This concept isn't unfamiliar to us. We know the importance of names, we even know that names mean something – that's why there are all of those baby name books out there, complete with a little definition about where the name came from and what it signifies. As someone whose name isn't spelled the way people expect it to be, I've always worked hard to learn the right pronunciation and preferred names for people – because even in our day and age, names are a huge part of our identity. The theme song from Cheers had it right, “Sometimes you wanna go where everybody knows your name.” Because if someone knows your name, there's a better chance that you may be known. Valued.

Names have power. I'm not just talking about our given names, though. There are names that people will give us beyond what is on our birth certificate or name tags – names with the power to put us down or lift us up. Names with the power to wound or heal. Names that tell us we are ugly or pretty, stupid or smart, freak or friend, worthless or worthwhile. These are names that seek to tell us who we are, names that we let identify us, names that influence the way we understand ourselves and our value in the eyes of the world. We've heard a lot of stories in the news in this past year about the power of hurtful names to destroy lives, to drive people to extremes, even to suicide. That is how powerful names can be.

Our gospel story this morning revisits the tale end of our Christmas Eve story, with the shepherds going to Bethlehem to see Jesus and Mary and Joseph with their own eyes and share their story of angels appearing in the night sky and then returning on their way. But we get one extra verse today that we didn't hear on Christmas Eve. It's kind of matter of fact, this verse 21, just telling us a little bit about the early days of Jesus' earthly life: “After eight days,” Luke tells us, “ it was time to circumcise the child; and he was called Jesus, the name given by the angel before he was conceived in the womb.” Just one extra verse, but this one verse contains a crucial moment. His circumcision marked Jesus' acceptance into a community built around God's covenant with God's people, and that circumcision plus his naming gave him an identity, as it did for all children. It tells Jesus and everyone else who he is. The giving of this name “was an act of blessing, a dedication of the child to God, and a declaration of the child's heritage and character.” And this name, Jesus, which means “God saves,” given to him by the angel Gabriel before he was even conceived, identified him from the very beginning as the One who would be the Savior of the world. It's a weighty name. There's a lot to live up to in that name. The giving of that name is the beginning of the fulfillment of what the angel had foretold.

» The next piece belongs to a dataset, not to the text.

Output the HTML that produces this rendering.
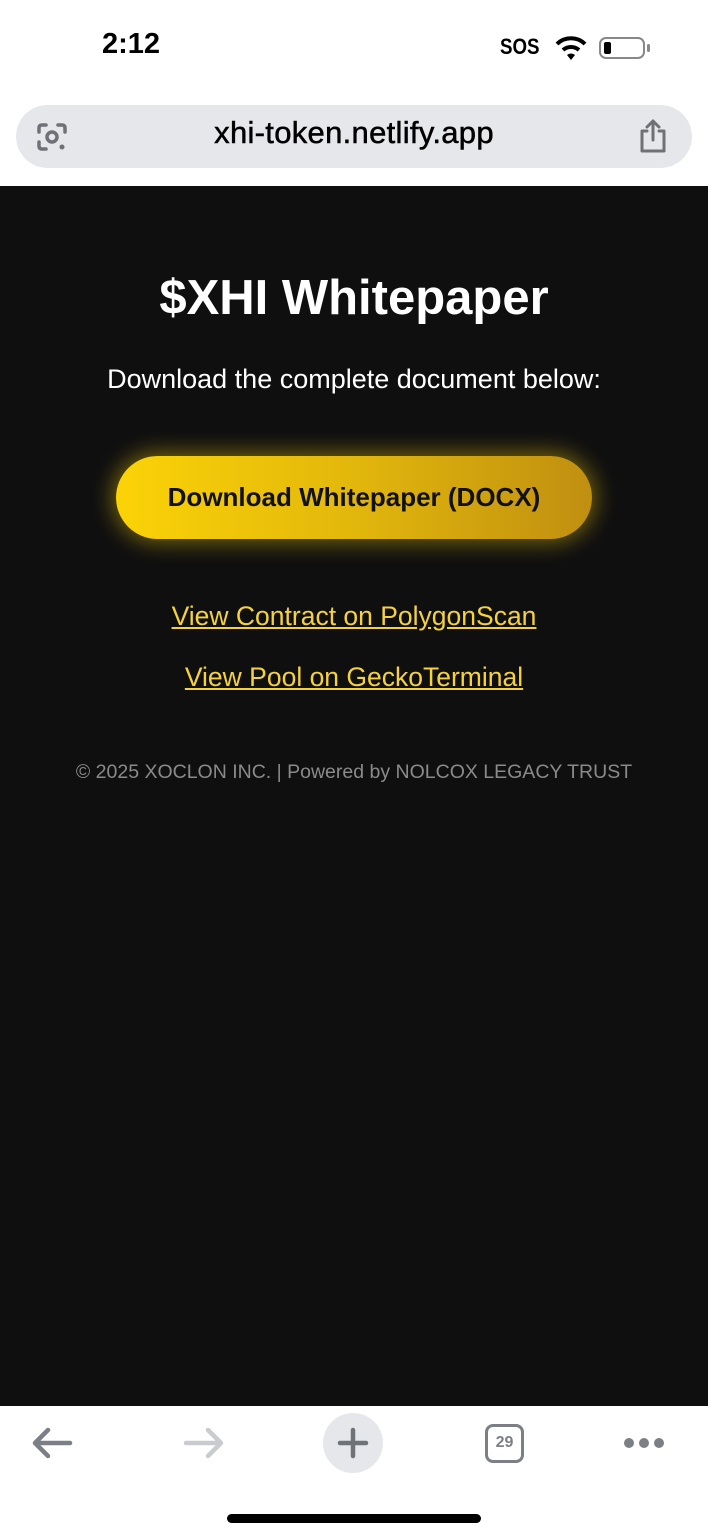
<!DOCTYPE html>
<html><head><meta charset="utf-8"><style>
*{margin:0;padding:0;box-sizing:border-box}
body{width:708px;height:1536px;position:relative;background:#fff;font-family:"Liberation Sans",sans-serif;overflow:hidden}
.abs{position:absolute}
.c{position:absolute;left:0;width:708px;text-align:center;white-space:nowrap}
</style></head><body>
<div class="abs" style="left:102px;top:28px;font-size:29px;font-weight:bold;color:#000">2:12</div>
<div class="abs" style="left:500px;top:34px;font-size:22px;font-weight:bold;color:#000;transform:scaleX(.85);transform-origin:left">SOS</div>
<svg class="abs" style="left:555px;top:35px" width="32" height="26" viewBox="0 0 32 26"><path d="M2 9 A20 20 0 0 1 30 9" stroke="#000" stroke-width="4" fill="none"/><path d="M8 15 A12 12 0 0 1 24 15" stroke="#000" stroke-width="4" fill="none"/><path d="M12 20 L16 25 L20 20 A6 6 0 0 0 12 20Z" fill="#000"/></svg>
<div class="abs" style="left:599px;top:37px;width:46px;height:22px;border:2px solid #888;border-radius:7px"><div style="position:absolute;left:3px;top:3px;width:7px;height:12px;background:#000;border-radius:2px"></div></div>
<div class="abs" style="left:647px;top:44px;width:3px;height:8px;background:#888;border-radius:2px"></div>

<div class="abs" style="left:16px;top:105px;width:676px;height:63px;background:#e6e7ea;border-radius:32px"></div>
<div class="c" style="top:115px;font-size:31px;color:#000;letter-spacing:0.3px;-webkit-text-stroke:0.5px #000">xhi-token.netlify.app</div>
<svg class="abs" style="left:35px;top:120px" width="34" height="34" viewBox="0 0 34 34" fill="none" stroke="#6f7176" stroke-width="3.5" stroke-linecap="round"><path d="M4 12 V8 Q4 5 7 5 H11"/><path d="M23 5 H27 Q30 5 30 8 V12"/><path d="M4 22 V26 Q4 29 7 29 H11"/><circle cx="17" cy="17" r="5"/><circle cx="27" cy="27" r="2.5" fill="#6f7176" stroke="none"/></svg>
<svg class="abs" style="left:637px;top:118px" width="32" height="36" viewBox="0 0 32 36" fill="none" stroke="#6f7176" stroke-width="3" stroke-linecap="round" stroke-linejoin="round"><path d="M10 13 H5 V33 H27 V13 H22"/><path d="M16 3 V22"/><path d="M10 9 L16 3 L22 9"/></svg>

<div class="abs" style="left:0;top:186px;width:708px;height:1220px;background:#0f0f10"></div>
<div class="c" style="top:270px;font-size:49px;font-weight:bold;color:#fff">$XHI Whitepaper</div>
<div class="c" style="top:364px;font-size:27px;color:#fff">Download the complete document below:</div>
<div class="abs" style="left:116px;top:456px;width:476px;height:83px;border-radius:42px;background:linear-gradient(90deg,#fbd307,#e2b70c 50%,#c08f10);box-shadow:0 0 22px 4px rgba(240,200,10,.45)"></div>
<div class="c" style="top:482px;font-size:26px;font-weight:bold;color:#111">Download Whitepaper (DOCX)</div>
<div class="c" style="top:601px;font-size:26.5px;color:#f5d23c;text-decoration:underline">View Contract on PolygonScan</div>
<div class="c" style="top:662px;font-size:26.5px;color:#f5d23c;text-decoration:underline">View Pool on GeckoTerminal</div>
<div class="c" style="top:761px;font-size:19.5px;color:#8a8a8a">© 2025 XOCLON INC. | Powered by NOLCOX LEGACY TRUST</div>

<div class="abs" style="left:0;top:1406px;width:708px;height:130px;background:#fff"></div>
<svg class="abs" style="left:30px;top:1426px" width="44" height="34" viewBox="0 0 44 34" fill="none" stroke="#7c8086" stroke-width="4.5" stroke-linecap="round" stroke-linejoin="round"><path d="M40 17 H6"/><path d="M18 4 L5 17 L18 30"/></svg>
<svg class="abs" style="left:182px;top:1426px" width="44" height="34" viewBox="0 0 44 34" fill="none" stroke="#c9cbce" stroke-width="4.5" stroke-linecap="round" stroke-linejoin="round"><path d="M4 17 H38"/><path d="M26 4 L39 17 L26 30"/></svg>
<div class="abs" style="left:323px;top:1413px;width:60px;height:60px;border-radius:50%;background:#e6e7ea"></div>
<svg class="abs" style="left:337px;top:1427px" width="32" height="32" viewBox="0 0 32 32" stroke="#6f7378" stroke-width="4.5" stroke-linecap="round"><path d="M16 3 V29 M3 16 H29"/></svg>
<div class="abs" style="left:485px;top:1424px;width:39px;height:39px;border:3.5px solid #7c8086;border-radius:8px;font-size:16px;font-weight:bold;color:#7c8086;text-align:center;line-height:32px">29</div>
<div class="abs" style="left:624px;top:1438px;width:10px;height:10px;border-radius:50%;background:#7c8086"></div>
<div class="abs" style="left:639px;top:1438px;width:10px;height:10px;border-radius:50%;background:#7c8086"></div>
<div class="abs" style="left:654px;top:1438px;width:10px;height:10px;border-radius:50%;background:#7c8086"></div>
<div class="abs" style="left:227px;top:1514px;width:254px;height:9px;border-radius:5px;background:#000"></div>
</body></html>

It is in this One, Jesus, Son of God, Savior, that we receive our identity. Despite the names the world or our family or friends may label us with, despite the ways that they would try to tell us who we are, our identity ultimate comes from and rests in Christ Jesus. Just like Abram and Jacob, when we have an encounter with the living, holy One, we are given a new name. As we are baptized into Christ's life, death, and resurrection, God names each of us, “Child of God”. This is what Paul is talking about in the letter to the Galatians that was our 2nd lesson when he says “But when the fullness of time had come, God sent his Son...so that we might receive adoption as children. And because [we] are children, God has sent the Spirit of his Son into our hearts, crying 'Abba! Father!' (Gal. 4:4, 6). This name we are given allows us to call God by a new name. It names a new relationship. Abba is more like Daddy or Papa. Close. Intimate. Trusting. In baptism, in Jesus, we learn the name of God, and even more important, we discover that God knows our name! God puts the Divine Name on us and blesses us! This name trumps and outweighs any of the other hurtful, damaging names we may be given, even the ones we sometimes give ourselves.

As we enter into this new year, may we learn to know ourselves by our God-given name. May we claim our identity, may we embrace and let ourselves be embraced by this relationship with the one who created us, who formed us, who claims us, and let ourselves, our relationships, our whole lives be transformed by the name we have been given, “Child of God.”

Amen.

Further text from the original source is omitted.